AIM OF THE TASK:
Find the lines of data that contain the string "React", then list them.
╭──
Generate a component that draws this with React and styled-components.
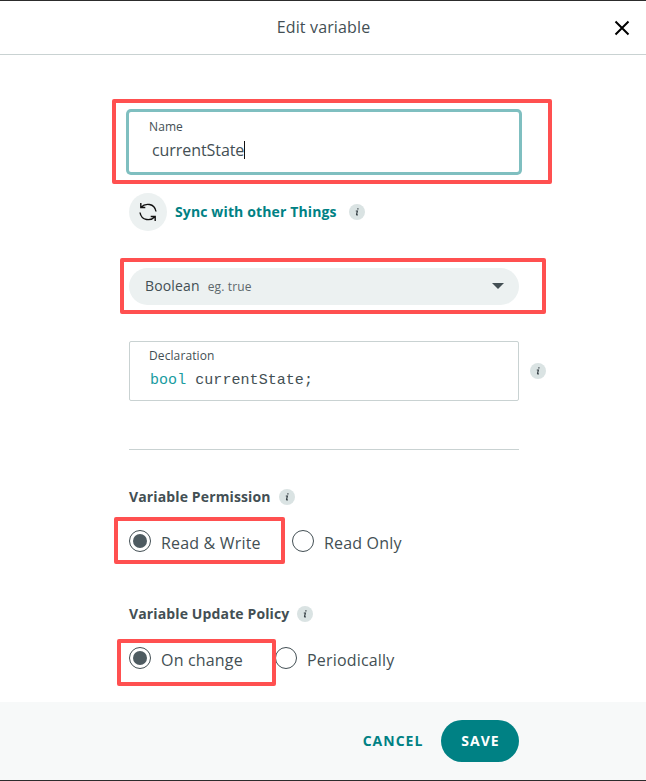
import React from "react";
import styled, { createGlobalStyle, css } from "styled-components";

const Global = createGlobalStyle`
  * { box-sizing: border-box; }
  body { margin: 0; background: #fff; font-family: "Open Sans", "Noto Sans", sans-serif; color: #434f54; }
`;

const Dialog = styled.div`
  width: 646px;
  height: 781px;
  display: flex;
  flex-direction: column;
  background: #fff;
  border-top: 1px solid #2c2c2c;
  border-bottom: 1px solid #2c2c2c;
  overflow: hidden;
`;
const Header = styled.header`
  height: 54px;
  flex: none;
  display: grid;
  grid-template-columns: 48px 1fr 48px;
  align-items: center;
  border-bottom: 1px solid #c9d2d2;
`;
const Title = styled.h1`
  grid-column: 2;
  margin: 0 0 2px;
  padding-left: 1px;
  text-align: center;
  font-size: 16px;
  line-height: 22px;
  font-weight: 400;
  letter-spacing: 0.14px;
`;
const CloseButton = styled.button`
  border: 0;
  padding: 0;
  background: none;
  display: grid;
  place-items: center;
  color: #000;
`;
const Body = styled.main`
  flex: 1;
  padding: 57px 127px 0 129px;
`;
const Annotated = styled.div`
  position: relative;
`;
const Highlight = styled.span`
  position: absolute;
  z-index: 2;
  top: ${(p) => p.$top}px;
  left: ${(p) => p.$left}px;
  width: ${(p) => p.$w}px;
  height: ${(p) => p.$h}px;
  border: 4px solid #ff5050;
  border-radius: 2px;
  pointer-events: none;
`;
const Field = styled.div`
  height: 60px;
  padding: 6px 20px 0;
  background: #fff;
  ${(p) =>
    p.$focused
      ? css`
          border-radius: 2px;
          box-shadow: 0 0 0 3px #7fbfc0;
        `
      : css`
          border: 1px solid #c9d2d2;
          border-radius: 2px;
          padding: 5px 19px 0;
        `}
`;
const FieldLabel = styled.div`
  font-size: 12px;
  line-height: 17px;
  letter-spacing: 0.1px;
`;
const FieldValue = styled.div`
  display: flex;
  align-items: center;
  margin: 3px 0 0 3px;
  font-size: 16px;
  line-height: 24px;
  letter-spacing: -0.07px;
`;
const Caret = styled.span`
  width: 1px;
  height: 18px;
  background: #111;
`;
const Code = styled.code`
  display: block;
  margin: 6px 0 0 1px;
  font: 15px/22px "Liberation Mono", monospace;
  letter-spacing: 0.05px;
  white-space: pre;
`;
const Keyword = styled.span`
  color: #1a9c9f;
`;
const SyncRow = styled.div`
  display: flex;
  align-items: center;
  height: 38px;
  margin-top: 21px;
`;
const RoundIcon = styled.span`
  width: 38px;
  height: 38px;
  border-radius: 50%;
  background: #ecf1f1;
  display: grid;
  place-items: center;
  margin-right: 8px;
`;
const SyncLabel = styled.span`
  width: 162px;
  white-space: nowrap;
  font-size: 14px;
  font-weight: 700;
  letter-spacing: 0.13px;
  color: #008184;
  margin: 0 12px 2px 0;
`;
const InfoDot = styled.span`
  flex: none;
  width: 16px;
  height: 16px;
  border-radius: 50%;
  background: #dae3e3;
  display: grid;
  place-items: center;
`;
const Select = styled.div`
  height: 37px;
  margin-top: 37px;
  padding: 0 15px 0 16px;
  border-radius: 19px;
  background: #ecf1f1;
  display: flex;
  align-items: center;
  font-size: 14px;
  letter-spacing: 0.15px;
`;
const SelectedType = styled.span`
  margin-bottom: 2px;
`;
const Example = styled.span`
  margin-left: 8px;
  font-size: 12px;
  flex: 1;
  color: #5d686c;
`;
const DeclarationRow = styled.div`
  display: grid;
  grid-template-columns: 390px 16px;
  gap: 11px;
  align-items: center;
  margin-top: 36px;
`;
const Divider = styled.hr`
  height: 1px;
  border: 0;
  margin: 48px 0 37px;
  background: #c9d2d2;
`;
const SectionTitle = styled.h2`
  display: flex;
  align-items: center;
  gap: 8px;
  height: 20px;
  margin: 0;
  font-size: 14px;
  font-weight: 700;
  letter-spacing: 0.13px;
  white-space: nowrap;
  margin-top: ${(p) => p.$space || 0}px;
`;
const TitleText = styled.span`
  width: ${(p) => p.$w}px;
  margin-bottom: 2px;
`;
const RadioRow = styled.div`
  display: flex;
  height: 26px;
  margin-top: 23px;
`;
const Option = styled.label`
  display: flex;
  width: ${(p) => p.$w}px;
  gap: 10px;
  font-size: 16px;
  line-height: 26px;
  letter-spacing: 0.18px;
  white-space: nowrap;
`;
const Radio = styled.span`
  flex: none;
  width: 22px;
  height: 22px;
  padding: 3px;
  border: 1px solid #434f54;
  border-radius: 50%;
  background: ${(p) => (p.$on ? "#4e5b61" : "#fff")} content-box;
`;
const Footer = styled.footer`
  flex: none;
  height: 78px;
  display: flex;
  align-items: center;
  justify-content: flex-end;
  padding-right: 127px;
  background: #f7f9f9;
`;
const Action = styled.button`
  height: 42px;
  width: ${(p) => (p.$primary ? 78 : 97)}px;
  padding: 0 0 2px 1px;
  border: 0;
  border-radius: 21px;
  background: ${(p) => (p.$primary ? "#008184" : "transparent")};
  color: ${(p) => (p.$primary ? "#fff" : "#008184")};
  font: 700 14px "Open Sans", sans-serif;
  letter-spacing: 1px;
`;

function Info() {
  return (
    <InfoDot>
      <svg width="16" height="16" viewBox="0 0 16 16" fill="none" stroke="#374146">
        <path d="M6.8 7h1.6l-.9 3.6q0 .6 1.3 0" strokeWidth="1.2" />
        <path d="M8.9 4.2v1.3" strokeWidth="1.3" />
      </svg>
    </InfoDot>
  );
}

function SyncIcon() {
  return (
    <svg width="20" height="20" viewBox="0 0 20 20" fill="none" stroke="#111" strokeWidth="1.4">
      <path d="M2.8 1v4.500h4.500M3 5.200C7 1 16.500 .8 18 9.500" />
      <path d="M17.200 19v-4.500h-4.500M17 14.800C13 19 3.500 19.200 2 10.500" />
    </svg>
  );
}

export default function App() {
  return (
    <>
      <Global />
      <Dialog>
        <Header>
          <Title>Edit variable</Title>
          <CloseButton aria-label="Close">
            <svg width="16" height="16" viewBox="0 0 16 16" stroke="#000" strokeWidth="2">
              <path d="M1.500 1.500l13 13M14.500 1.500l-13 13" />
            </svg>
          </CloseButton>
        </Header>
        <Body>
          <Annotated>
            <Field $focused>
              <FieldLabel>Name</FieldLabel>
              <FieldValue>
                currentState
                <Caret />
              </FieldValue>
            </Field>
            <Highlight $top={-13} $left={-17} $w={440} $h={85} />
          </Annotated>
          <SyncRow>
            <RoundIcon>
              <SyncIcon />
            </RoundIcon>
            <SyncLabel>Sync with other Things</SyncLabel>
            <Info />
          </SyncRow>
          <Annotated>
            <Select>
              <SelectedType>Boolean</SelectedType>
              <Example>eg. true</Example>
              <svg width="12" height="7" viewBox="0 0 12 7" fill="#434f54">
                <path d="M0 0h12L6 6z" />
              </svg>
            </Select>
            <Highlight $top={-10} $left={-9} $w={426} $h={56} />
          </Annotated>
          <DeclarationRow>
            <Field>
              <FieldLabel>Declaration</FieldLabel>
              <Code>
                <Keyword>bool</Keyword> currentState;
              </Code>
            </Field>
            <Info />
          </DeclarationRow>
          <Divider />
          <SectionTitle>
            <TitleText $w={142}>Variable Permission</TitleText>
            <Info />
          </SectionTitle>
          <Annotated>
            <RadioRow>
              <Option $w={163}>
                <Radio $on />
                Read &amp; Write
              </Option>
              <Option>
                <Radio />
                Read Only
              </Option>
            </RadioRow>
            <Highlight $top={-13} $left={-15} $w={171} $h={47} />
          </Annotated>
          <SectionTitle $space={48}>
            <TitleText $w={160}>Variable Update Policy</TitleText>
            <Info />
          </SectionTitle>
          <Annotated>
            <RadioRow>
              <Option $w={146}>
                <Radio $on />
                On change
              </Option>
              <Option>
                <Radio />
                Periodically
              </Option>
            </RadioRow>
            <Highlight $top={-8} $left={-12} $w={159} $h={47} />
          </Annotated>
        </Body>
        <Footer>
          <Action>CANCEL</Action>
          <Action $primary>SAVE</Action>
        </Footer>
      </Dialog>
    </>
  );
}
╰──
╭──
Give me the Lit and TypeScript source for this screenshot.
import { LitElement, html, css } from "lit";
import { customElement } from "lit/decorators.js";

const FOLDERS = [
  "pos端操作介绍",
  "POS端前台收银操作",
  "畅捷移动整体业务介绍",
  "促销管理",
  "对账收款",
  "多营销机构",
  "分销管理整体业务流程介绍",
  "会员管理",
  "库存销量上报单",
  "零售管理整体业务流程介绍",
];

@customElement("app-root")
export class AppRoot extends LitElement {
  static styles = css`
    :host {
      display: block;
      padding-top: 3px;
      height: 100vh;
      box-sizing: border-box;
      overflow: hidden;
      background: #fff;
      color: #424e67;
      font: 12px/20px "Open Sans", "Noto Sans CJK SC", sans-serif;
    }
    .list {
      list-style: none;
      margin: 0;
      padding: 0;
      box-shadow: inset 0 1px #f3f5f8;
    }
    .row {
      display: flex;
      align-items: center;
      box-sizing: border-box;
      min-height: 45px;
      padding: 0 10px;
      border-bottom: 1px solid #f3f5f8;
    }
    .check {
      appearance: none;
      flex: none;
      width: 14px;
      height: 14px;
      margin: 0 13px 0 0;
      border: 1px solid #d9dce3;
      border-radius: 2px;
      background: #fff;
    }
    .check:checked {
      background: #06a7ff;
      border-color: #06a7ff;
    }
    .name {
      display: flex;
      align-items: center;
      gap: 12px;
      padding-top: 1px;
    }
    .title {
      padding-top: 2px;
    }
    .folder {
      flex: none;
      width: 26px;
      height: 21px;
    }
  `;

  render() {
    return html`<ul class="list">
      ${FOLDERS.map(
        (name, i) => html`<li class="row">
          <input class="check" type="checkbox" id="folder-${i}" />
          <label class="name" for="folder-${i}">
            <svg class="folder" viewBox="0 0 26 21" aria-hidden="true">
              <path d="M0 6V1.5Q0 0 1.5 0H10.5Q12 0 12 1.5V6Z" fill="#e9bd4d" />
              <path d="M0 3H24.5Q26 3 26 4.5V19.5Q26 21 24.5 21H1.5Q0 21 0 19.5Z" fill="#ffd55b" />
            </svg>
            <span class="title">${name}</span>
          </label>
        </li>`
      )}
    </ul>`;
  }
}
╰──
REPLY TO THE TASK:
Generate a component that draws this with React and styled-components.
import React from "react";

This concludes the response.